Don’t gamble with natural-gas exports

5/15/2013
ROBERT S. BLACK
PRESIDENT OF WATERVILLE GAS & OIL CO.
Black
Black

By ROBERT S. BLACK

My great-grandfather, Robert G. Stitt, founded Waterville Gas & Oil Co. 125 years ago, during Ohio’s last great oil and natural-gas boom of the late 19th century. My family’s company has survived depressions and gas shortages. We have seen cheap gas and skyrocketing prices, as supplies have ebbed and flowed.

Now we are preparing for the coming shale-gas bonanza in Ohio. Recent technological advances in drilling and extraction have opened American gas fields that previous generations thought were depleted. We must decide how best to use this gift.

Many gas production and processing executives are pushing for the ability to export this new gas production. During the past two years, the U.S. Department of Energy has quietly rubber-stamped applications to ship U.S. gas in giant tankers, in liquefied form.

A recent study commissioned by the Energy Department supports the export of as much as 30 percent of current U.S. gas production to countries with which we do not have free-trade agreements. The study argues that such exports would provide a net benefit to the United States, even as it acknowledges that gas prices could rise substantially for domestic consumers and businesses.

An export facility for liquefied natural gas (LNG) is on the verge of launching major construction. The Energy Department is making a crucial policy decision without meaningful national debate or even a proper review process.

Americans need to speak up now. Once these LNG ships have sailed, the benefits of cheap natural gas to this country may be lost forever.

In the winter of 2005-06, the price of U.S. natural gas climbed to heights that had never been imagined. But since 2008, new extraction processes have helped reduce the price of gas by 60 percent.
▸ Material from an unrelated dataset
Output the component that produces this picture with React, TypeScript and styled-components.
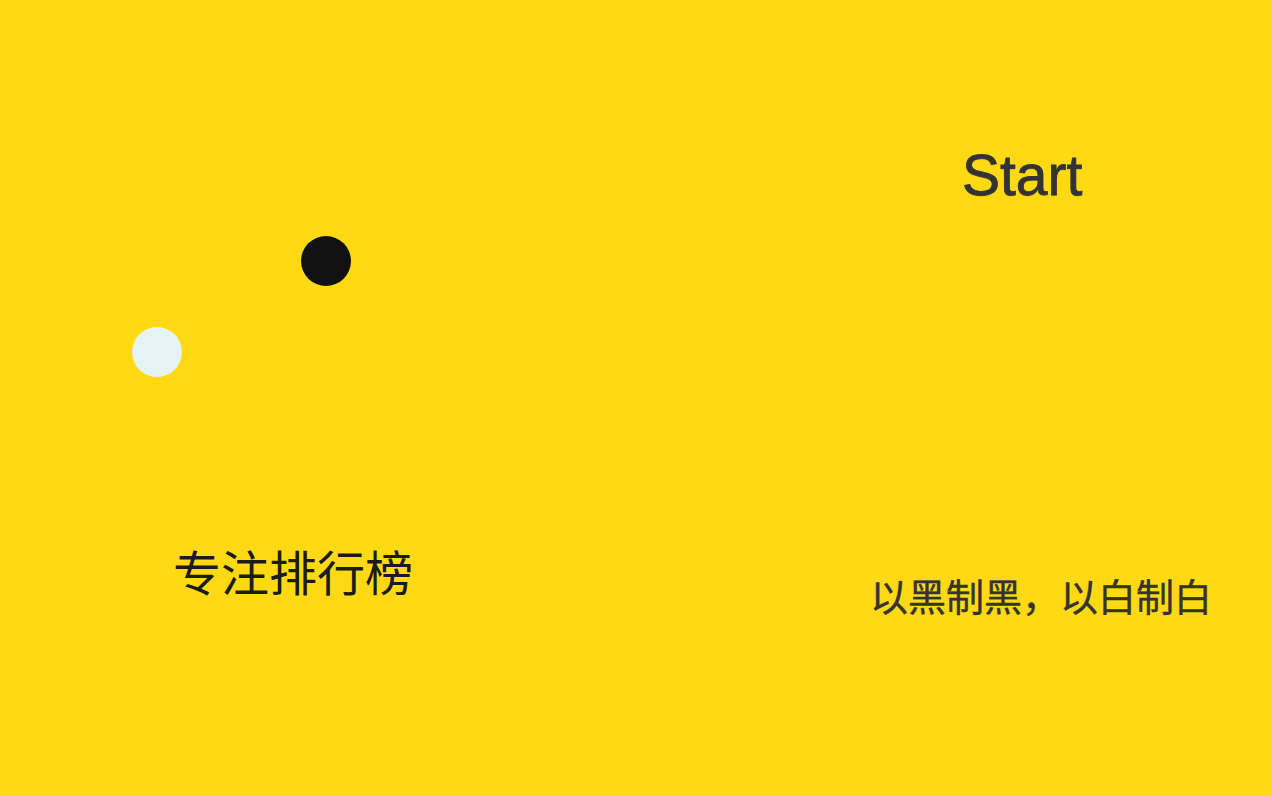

With new shale production in Ohio, Pennsylvania, and West Virginia, companies are exploring the option of reversing the historical flow of gas from the Gulf Coast to the Midwest and northern states, and instead piping gas south for additional processing.

Natural gas provides a cheaper, cleaner, more stable source of energy for heating, electricity, and even, potentially, automobiles, while dramatically improving the competitiveness of U.S. manufacturing. But a demand spike caused by planned LNG exports could increase gas prices by as much as 150 percent. That could cost natural gas and electricity customers, both residents and small businesses, as much as $1.8 trillion during the next 25 years.

Export proponents argue that this country’s natural gas supply is abundant, and that the price response to exports should be almost immaterial. Yet as recently as five years ago, experts predicted we were on the verge of running out of natural gas.

I have spent more than 40 years in the natural gas business. I’ve heard far too many estimates of a 100- to 150-year supply of natural gas, only to find a few years later that demand for gas exceeds our production capabilities.

This rush to export our newly realized sources of clean natural gas is ill advised. Many Americans associate natural gas with heating and cooking. But gas plays a significant, and too often hidden, role in our manufacturing economy as well.

Such massive gas exports, if they are allowed, will again require America to outsource important manufacturing processes to overseas nations. We will be forced to buy back products that could just as easily, and more cost-effectively, be made here.

I’m not opposed to some exports. But we are much too early in this new game to start allowing gas producers to gamble again with our energy future and security.